TASK INSTRUCTIONS >>
Extract the full listing verbatim and drop any pictures from your copy.

STORED DATA >>

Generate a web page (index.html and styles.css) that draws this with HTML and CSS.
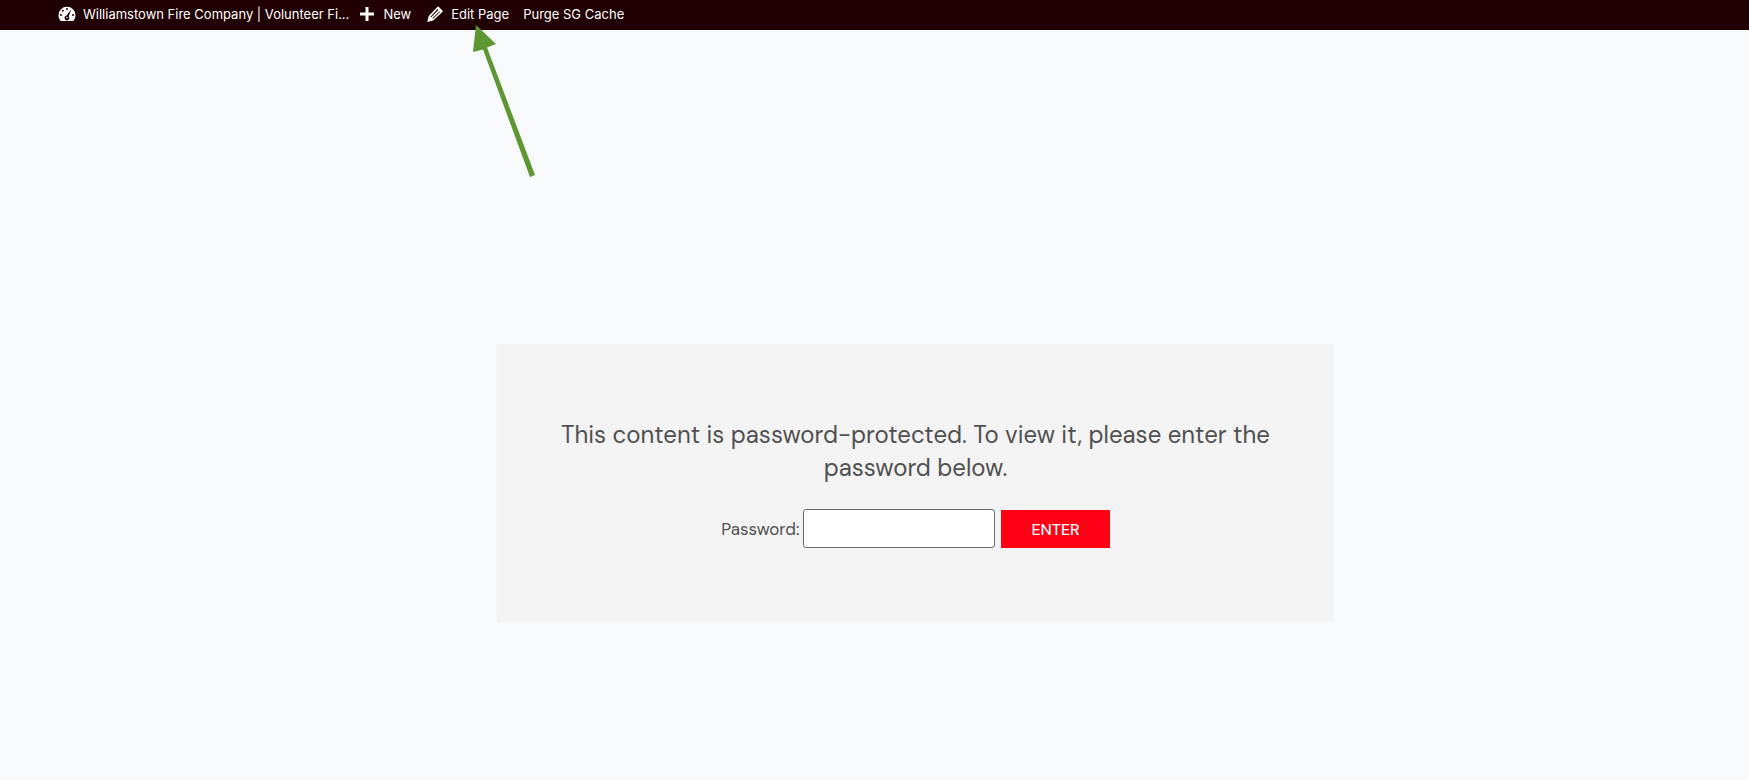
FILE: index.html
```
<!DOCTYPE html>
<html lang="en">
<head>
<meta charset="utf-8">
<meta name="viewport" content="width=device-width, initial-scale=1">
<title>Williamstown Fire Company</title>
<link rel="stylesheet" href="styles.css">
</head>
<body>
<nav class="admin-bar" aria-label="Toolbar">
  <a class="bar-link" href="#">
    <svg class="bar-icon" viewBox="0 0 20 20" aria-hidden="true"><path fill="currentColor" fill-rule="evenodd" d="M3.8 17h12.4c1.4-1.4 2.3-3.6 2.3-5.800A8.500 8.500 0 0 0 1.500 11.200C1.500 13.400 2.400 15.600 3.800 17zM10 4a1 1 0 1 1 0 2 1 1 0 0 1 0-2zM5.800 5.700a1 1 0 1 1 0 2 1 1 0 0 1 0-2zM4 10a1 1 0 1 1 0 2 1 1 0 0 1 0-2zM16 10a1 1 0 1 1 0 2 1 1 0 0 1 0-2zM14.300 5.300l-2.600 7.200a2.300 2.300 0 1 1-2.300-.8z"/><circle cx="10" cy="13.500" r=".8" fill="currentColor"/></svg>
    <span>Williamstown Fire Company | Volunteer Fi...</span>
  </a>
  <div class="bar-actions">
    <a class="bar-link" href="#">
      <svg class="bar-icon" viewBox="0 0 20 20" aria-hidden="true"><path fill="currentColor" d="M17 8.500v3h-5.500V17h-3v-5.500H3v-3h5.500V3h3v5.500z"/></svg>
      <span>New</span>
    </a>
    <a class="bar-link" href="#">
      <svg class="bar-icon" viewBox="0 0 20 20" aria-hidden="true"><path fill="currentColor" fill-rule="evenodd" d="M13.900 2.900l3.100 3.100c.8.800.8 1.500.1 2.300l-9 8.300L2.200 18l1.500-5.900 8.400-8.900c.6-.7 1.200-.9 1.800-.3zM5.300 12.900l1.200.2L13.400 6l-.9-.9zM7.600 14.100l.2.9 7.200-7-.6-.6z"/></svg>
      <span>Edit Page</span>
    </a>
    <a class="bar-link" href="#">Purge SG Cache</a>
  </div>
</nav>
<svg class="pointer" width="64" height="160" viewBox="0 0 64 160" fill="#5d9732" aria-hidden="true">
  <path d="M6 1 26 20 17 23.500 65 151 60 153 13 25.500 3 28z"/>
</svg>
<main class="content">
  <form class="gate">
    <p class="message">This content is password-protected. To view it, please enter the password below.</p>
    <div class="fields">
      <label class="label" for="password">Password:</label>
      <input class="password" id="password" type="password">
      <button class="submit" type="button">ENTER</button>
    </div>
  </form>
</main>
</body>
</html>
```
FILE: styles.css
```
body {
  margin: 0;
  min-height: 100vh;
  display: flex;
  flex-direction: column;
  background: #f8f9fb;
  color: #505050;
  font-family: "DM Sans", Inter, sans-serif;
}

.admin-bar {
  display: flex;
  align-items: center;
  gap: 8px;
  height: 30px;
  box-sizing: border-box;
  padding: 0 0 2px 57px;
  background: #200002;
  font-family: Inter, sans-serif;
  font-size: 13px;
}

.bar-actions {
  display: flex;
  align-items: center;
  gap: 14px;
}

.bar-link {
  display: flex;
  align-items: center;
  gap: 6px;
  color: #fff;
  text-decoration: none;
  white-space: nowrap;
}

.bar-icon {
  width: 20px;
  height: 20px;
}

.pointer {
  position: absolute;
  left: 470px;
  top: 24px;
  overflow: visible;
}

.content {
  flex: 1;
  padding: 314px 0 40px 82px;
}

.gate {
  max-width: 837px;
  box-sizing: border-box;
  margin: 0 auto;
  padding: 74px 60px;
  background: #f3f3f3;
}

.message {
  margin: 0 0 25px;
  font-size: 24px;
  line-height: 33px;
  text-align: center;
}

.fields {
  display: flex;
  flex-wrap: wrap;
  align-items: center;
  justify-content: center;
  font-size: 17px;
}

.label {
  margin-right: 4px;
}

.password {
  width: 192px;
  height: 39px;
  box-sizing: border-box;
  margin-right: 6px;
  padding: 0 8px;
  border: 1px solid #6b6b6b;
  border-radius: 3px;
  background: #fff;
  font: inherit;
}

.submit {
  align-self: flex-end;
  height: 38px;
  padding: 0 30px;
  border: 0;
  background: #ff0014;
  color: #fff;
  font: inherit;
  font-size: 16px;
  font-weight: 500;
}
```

EXERCISE OUTPUT >>
Generate a web page (index.html and styles.css) that draws this with HTML and CSS.
FILE: index.html
```
<!DOCTYPE html>
<html lang="en">
<head>
<meta charset="utf-8">
<meta name="viewport" content="width=device-width, initial-scale=1">
<title>Williamstown Fire Company</title>
<link rel="stylesheet" href="styles.css">
</head>
<body>
<nav class="admin-bar" aria-label="Toolbar">
  <a class="bar-link" href="#">
    <svg class="bar-icon" viewBox="0 0 20 20" aria-hidden="true"><path fill="currentColor" fill-rule="evenodd" d="M3.8 17h12.4c1.4-1.4 2.3-3.6 2.3-5.800A8.500 8.500 0 0 0 1.500 11.200C1.500 13.400 2.400 15.600 3.800 17zM10 4a1 1 0 1 1 0 2 1 1 0 0 1 0-2zM5.800 5.700a1 1 0 1 1 0 2 1 1 0 0 1 0-2zM4 10a1 1 0 1 1 0 2 1 1 0 0 1 0-2zM16 10a1 1 0 1 1 0 2 1 1 0 0 1 0-2zM14.300 5.300l-2.600 7.200a2.300 2.300 0 1 1-2.300-.8z"/><circle cx="10" cy="13.500" r=".8" fill="currentColor"/></svg>
    <span>Williamstown Fire Company | Volunteer Fi...</span>
  </a>
  <div class="bar-actions">
    <a class="bar-link" href="#">
      <svg class="bar-icon" viewBox="0 0 20 20" aria-hidden="true"><path fill="currentColor" d="M17 8.500v3h-5.500V17h-3v-5.500H3v-3h5.500V3h3v5.500z"/></svg>
      <span>New</span>
    </a>
    <a class="bar-link" href="#">
      <svg class="bar-icon" viewBox="0 0 20 20" aria-hidden="true"><path fill="currentColor" fill-rule="evenodd" d="M13.900 2.900l3.100 3.100c.8.800.8 1.500.1 2.300l-9 8.300L2.200 18l1.500-5.900 8.400-8.900c.6-.7 1.200-.9 1.800-.3zM5.300 12.900l1.200.2L13.400 6l-.9-.9zM7.600 14.100l.2.9 7.200-7-.6-.6z"/></svg>
      <span>Edit Page</span>
    </a>
    <a class="bar-link" href="#">Purge SG Cache</a>
  </div>
</nav>
<svg class="pointer" width="64" height="160" viewBox="0 0 64 160" fill="#5d9732" aria-hidden="true">
  <path d="M6 1 26 20 17 23.500 65 151 60 153 13 25.500 3 28z"/>
</svg>
<main class="content">
  <form class="gate">
    <p class="message">This content is password-protected. To view it, please enter the password below.</p>
    <div class="fields">
      <label class="label" for="password">Password:</label>
      <input class="password" id="password" type="password">
      <button class="submit" type="button">ENTER</button>
    </div>
  </form>
</main>
</body>
</html>
```
FILE: styles.css
```
body {
  margin: 0;
  min-height: 100vh;
  display: flex;
  flex-direction: column;
  background: #f8f9fb;
  color: #505050;
  font-family: "DM Sans", Inter, sans-serif;
}

.admin-bar {
  display: flex;
  align-items: center;
  gap: 8px;
  height: 30px;
  box-sizing: border-box;
  padding: 0 0 2px 57px;
  background: #200002;
  font-family: Inter, sans-serif;
  font-size: 13px;
}

.bar-actions {
  display: flex;
  align-items: center;
  gap: 14px;
}

.bar-link {
  display: flex;
  align-items: center;
  gap: 6px;
  color: #fff;
  text-decoration: none;
  white-space: nowrap;
}

.bar-icon {
  width: 20px;
  height: 20px;
}

.pointer {
  position: absolute;
  left: 470px;
  top: 24px;
  overflow: visible;
}

.content {
  flex: 1;
  padding: 314px 0 40px 82px;
}

.gate {
  max-width: 837px;
  box-sizing: border-box;
  margin: 0 auto;
  padding: 74px 60px;
  background: #f3f3f3;
}

.message {
  margin: 0 0 25px;
  font-size: 24px;
  line-height: 33px;
  text-align: center;
}

.fields {
  display: flex;
  flex-wrap: wrap;
  align-items: center;
  justify-content: center;
  font-size: 17px;
}

.label {
  margin-right: 4px;
}

.password {
  width: 192px;
  height: 39px;
  box-sizing: border-box;
  margin-right: 6px;
  padding: 0 8px;
  border: 1px solid #6b6b6b;
  border-radius: 3px;
  background: #fff;
  font: inherit;
}

.submit {
  align-self: flex-end;
  height: 38px;
  padding: 0 30px;
  border: 0;
  background: #ff0014;
  color: #fff;
  font: inherit;
  font-size: 16px;
  font-weight: 500;
}
```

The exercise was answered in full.